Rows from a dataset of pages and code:

*-*-*

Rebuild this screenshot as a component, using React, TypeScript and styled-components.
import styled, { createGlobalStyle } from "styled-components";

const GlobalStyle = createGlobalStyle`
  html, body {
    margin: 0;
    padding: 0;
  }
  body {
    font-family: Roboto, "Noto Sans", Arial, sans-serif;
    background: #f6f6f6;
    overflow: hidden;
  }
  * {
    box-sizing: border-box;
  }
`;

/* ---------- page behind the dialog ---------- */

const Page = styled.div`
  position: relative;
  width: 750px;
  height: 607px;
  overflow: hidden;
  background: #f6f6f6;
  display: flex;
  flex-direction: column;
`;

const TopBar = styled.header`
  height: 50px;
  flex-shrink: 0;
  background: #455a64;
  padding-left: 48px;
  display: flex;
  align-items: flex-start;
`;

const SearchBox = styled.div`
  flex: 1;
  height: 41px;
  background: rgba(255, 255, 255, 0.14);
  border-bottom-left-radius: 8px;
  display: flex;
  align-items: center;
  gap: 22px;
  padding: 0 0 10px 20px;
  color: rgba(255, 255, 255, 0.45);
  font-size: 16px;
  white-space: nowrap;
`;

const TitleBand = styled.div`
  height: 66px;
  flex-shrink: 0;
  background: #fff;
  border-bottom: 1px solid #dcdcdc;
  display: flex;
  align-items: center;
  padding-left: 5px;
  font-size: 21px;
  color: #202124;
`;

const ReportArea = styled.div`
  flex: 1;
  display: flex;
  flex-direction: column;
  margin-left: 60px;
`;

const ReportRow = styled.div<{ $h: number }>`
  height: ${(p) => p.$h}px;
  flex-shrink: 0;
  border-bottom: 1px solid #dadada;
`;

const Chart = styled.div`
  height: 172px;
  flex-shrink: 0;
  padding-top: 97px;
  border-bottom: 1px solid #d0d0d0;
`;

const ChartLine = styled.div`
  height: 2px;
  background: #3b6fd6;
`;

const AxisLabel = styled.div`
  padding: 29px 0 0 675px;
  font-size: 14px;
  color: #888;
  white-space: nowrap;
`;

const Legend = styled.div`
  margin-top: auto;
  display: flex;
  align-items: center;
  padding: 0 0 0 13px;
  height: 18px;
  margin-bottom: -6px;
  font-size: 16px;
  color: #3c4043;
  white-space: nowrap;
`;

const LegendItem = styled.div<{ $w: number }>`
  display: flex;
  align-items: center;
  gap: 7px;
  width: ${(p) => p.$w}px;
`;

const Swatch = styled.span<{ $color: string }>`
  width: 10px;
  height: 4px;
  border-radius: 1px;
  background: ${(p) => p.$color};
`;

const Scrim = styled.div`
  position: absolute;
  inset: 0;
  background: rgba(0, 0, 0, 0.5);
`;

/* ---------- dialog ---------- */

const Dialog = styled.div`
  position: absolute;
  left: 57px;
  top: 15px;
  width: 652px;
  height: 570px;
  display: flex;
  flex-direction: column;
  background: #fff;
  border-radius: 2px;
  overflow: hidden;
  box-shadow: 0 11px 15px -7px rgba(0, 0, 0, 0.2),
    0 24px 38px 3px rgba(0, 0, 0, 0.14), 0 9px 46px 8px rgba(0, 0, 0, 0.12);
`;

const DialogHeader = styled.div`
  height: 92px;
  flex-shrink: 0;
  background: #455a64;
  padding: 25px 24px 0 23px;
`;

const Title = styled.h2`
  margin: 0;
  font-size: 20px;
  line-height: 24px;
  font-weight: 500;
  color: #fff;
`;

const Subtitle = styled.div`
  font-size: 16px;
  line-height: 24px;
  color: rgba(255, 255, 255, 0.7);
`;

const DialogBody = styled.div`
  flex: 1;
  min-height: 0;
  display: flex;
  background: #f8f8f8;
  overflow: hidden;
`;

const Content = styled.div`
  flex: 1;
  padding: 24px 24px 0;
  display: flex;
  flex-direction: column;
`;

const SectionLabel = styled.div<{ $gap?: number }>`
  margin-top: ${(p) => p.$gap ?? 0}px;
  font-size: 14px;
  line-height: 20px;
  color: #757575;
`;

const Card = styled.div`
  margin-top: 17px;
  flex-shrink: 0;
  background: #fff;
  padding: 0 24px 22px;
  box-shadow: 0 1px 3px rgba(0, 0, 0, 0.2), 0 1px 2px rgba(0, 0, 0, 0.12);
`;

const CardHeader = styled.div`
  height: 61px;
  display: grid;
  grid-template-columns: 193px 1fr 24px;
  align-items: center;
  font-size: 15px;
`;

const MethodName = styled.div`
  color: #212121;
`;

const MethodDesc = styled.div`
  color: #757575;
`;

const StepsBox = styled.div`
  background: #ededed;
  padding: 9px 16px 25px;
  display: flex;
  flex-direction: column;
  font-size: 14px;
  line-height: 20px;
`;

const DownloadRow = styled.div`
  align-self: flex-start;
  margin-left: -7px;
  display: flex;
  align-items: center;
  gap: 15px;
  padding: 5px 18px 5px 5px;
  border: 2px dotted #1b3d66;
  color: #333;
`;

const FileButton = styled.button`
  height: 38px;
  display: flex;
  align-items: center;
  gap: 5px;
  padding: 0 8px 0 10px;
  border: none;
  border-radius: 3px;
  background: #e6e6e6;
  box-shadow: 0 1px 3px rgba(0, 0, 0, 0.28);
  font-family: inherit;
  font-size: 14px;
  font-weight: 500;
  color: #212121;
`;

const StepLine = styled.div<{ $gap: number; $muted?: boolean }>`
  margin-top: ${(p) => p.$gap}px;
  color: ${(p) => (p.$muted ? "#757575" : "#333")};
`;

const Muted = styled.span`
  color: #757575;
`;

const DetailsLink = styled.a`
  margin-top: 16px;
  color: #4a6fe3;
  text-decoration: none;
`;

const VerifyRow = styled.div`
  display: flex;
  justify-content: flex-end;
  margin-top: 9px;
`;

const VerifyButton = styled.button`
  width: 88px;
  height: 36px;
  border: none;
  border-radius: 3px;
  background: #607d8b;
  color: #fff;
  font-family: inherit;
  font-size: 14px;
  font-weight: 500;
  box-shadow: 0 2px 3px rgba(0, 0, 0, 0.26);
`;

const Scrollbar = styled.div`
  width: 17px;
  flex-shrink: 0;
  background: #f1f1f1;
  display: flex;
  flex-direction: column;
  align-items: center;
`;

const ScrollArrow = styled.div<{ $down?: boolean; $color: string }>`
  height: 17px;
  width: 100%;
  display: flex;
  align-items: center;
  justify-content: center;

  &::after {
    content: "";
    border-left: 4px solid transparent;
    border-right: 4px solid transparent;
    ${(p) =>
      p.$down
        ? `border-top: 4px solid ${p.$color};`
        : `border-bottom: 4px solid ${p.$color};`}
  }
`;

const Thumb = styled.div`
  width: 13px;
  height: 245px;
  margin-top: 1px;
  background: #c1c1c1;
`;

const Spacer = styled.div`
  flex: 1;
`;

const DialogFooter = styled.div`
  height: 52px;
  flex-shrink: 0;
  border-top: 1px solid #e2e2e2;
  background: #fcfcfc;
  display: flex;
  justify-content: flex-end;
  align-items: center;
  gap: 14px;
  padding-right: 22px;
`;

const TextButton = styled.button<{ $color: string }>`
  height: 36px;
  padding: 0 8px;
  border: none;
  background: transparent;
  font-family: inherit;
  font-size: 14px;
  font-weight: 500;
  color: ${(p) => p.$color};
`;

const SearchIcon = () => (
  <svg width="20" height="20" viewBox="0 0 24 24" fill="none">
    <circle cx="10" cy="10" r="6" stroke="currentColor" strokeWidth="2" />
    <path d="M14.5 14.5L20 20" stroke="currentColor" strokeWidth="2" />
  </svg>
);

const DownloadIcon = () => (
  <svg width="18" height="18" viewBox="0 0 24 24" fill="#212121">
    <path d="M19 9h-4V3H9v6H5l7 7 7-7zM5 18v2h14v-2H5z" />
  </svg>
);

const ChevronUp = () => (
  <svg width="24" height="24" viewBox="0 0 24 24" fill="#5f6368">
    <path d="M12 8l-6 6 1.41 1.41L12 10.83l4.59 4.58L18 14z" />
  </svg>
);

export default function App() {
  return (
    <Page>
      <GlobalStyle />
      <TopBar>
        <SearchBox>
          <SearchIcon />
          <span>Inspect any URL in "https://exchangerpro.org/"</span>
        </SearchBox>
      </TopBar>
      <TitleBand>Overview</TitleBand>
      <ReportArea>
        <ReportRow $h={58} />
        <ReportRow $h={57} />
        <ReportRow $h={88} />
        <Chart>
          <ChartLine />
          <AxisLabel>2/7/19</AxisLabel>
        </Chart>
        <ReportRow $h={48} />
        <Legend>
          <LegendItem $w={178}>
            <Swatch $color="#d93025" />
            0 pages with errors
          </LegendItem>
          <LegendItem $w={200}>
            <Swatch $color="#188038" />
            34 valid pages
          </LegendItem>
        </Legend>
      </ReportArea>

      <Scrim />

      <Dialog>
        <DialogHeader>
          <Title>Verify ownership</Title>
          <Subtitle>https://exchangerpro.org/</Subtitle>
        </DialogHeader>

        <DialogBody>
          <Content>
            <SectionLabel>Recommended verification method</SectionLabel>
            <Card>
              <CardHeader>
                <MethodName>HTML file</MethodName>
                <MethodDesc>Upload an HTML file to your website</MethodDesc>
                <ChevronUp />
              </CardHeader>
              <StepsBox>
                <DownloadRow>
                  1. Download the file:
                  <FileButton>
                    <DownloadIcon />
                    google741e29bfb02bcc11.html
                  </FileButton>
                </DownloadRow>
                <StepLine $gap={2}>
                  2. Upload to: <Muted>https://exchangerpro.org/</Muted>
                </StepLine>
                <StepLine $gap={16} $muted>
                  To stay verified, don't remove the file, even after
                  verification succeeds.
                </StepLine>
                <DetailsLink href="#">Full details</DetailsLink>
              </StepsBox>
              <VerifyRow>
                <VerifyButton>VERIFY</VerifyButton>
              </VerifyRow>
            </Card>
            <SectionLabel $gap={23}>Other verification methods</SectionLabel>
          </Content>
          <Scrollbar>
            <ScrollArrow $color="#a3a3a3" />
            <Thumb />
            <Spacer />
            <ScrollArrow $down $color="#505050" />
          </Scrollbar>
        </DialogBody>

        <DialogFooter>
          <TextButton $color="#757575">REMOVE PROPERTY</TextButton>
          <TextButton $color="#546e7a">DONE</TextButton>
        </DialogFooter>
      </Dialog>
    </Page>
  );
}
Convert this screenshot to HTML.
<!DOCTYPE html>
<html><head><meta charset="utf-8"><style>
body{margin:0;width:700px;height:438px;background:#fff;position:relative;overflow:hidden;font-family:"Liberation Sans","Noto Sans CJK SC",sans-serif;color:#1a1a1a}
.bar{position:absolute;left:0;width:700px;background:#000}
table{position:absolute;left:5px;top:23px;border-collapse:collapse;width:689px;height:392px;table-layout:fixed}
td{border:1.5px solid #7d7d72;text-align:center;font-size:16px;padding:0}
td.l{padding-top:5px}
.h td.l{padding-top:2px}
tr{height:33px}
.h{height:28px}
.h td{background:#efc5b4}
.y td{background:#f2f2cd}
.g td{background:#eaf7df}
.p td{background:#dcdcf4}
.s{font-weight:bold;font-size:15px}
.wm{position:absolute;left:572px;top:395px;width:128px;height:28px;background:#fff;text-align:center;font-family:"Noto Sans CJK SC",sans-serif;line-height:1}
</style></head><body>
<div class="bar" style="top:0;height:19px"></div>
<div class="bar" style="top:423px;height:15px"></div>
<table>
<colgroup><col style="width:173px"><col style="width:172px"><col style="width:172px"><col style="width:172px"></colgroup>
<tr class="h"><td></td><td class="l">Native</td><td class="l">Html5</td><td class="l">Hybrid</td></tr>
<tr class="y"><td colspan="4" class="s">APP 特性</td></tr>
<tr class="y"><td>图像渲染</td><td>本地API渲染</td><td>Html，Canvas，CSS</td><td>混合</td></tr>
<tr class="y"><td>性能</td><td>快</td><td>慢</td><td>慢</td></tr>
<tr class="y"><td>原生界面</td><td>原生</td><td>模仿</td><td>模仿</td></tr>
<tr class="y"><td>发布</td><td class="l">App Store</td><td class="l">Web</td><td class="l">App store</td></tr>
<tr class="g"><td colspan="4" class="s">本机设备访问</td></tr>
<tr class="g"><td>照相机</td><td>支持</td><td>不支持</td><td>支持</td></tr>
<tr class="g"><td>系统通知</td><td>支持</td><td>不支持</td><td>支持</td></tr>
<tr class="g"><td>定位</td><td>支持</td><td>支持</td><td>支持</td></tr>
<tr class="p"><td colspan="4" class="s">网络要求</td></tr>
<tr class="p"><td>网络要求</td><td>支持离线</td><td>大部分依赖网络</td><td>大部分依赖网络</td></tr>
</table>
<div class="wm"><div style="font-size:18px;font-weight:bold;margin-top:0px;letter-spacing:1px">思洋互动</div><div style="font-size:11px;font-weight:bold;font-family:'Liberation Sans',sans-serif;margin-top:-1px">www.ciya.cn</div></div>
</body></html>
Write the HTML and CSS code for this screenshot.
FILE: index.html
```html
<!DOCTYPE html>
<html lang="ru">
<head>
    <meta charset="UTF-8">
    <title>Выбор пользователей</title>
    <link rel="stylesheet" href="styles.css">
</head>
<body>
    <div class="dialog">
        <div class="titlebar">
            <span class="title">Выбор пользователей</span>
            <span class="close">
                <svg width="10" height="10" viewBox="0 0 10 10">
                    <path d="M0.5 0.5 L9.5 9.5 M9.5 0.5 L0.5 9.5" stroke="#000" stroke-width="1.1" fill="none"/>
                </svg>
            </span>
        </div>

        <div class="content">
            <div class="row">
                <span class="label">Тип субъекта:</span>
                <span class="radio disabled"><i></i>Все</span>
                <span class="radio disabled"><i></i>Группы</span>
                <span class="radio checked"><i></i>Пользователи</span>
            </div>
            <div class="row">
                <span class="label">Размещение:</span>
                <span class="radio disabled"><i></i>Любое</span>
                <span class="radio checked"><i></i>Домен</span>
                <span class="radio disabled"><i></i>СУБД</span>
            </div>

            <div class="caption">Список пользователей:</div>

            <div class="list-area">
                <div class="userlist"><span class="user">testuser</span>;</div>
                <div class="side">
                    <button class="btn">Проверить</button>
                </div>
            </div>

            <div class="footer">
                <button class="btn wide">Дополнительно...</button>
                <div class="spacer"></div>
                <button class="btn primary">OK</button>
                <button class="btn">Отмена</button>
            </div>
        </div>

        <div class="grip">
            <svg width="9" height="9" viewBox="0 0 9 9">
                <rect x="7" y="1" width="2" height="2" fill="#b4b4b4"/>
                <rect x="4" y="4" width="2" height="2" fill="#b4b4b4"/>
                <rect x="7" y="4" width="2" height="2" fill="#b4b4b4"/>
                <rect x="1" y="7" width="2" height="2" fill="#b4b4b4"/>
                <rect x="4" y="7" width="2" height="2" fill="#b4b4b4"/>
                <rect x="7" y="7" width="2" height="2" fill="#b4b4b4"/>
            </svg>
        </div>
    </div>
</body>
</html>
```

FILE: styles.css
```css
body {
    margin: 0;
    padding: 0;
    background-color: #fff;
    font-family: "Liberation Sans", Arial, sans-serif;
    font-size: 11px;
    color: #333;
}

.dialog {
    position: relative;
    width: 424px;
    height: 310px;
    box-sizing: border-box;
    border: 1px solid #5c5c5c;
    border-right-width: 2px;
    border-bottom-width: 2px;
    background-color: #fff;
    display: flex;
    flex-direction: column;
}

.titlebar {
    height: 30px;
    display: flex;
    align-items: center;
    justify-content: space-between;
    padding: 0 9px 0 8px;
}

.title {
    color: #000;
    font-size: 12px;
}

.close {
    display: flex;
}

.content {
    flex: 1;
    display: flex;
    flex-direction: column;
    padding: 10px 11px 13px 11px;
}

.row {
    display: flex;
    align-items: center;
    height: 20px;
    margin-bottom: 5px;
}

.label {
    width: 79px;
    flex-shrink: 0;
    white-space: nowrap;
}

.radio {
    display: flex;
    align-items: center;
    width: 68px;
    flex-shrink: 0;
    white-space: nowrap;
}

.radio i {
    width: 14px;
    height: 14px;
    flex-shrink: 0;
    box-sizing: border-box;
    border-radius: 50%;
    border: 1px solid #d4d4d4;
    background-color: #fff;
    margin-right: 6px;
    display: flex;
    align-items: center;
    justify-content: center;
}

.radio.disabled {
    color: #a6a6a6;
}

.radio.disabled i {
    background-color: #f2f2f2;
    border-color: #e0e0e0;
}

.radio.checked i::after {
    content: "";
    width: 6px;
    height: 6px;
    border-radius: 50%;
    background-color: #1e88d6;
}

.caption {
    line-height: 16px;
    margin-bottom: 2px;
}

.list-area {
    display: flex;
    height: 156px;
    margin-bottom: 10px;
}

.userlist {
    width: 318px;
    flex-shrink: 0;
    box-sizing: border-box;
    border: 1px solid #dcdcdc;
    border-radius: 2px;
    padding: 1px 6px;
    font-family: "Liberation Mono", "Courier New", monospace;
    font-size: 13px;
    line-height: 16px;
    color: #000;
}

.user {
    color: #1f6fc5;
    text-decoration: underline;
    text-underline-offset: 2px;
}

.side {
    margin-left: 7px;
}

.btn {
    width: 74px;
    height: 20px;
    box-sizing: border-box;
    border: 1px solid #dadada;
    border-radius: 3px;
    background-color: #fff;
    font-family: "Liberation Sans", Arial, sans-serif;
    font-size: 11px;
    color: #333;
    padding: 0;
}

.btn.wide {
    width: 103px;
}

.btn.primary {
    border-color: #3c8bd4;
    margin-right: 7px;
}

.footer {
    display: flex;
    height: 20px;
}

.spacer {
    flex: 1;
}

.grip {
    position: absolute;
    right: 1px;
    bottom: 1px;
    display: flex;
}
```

*-*-*

> PROBLEM STATEMENT
Extract every line above that contains the word "components".

> ANSWER
Rebuild this screenshot as a component, using React, TypeScript and styled-components.
import styled, { createGlobalStyle } from "styled-components";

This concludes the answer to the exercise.